* BEGIN Data to process *
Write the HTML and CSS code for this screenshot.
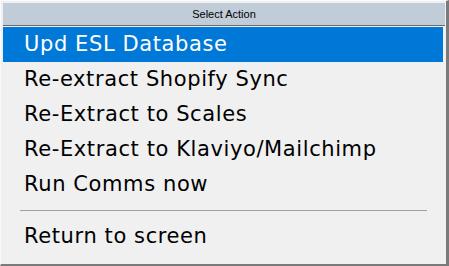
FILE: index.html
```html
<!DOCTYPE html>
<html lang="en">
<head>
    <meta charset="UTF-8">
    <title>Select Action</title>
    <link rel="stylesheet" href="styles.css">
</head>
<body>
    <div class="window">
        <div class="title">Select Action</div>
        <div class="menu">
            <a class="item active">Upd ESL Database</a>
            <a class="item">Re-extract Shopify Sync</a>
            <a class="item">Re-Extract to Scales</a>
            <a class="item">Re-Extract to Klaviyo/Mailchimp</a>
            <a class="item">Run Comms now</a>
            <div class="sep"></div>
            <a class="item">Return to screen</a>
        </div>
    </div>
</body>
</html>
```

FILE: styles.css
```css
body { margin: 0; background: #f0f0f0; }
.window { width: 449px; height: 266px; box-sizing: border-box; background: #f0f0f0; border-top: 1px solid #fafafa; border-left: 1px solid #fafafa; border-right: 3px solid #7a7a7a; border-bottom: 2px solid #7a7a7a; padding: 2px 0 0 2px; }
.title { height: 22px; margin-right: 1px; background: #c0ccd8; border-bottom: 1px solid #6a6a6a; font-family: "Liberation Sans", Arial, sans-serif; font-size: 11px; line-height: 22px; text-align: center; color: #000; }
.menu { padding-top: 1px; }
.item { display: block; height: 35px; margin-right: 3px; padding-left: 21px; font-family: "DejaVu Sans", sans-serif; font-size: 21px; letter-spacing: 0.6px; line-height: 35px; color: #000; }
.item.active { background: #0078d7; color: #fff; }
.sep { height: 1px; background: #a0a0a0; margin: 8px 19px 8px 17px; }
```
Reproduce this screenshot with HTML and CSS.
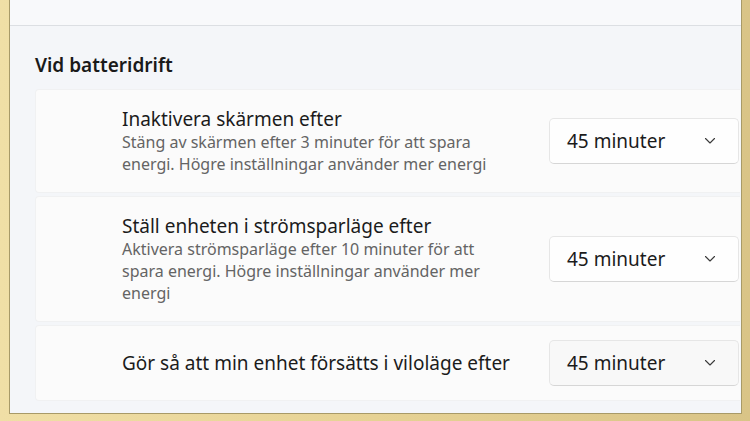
* END Data to process *
Your instructions. Can the entries above be repeated exactly, without their pictures?

Complete answer.
Write the HTML and CSS code for this screenshot.
FILE: index.html
```html
<!DOCTYPE html>
<html lang="en">
<head>
    <meta charset="UTF-8">
    <title>Select Action</title>
    <link rel="stylesheet" href="styles.css">
</head>
<body>
    <div class="window">
        <div class="title">Select Action</div>
        <div class="menu">
            <a class="item active">Upd ESL Database</a>
            <a class="item">Re-extract Shopify Sync</a>
            <a class="item">Re-Extract to Scales</a>
            <a class="item">Re-Extract to Klaviyo/Mailchimp</a>
            <a class="item">Run Comms now</a>
            <div class="sep"></div>
            <a class="item">Return to screen</a>
        </div>
    </div>
</body>
</html>
```

FILE: styles.css
```css
body { margin: 0; background: #f0f0f0; }
.window { width: 449px; height: 266px; box-sizing: border-box; background: #f0f0f0; border-top: 1px solid #fafafa; border-left: 1px solid #fafafa; border-right: 3px solid #7a7a7a; border-bottom: 2px solid #7a7a7a; padding: 2px 0 0 2px; }
.title { height: 22px; margin-right: 1px; background: #c0ccd8; border-bottom: 1px solid #6a6a6a; font-family: "Liberation Sans", Arial, sans-serif; font-size: 11px; line-height: 22px; text-align: center; color: #000; }
.menu { padding-top: 1px; }
.item { display: block; height: 35px; margin-right: 3px; padding-left: 21px; font-family: "DejaVu Sans", sans-serif; font-size: 21px; letter-spacing: 0.6px; line-height: 35px; color: #000; }
.item.active { background: #0078d7; color: #fff; }
.sep { height: 1px; background: #a0a0a0; margin: 8px 19px 8px 17px; }
```
Reproduce this screenshot with HTML and CSS.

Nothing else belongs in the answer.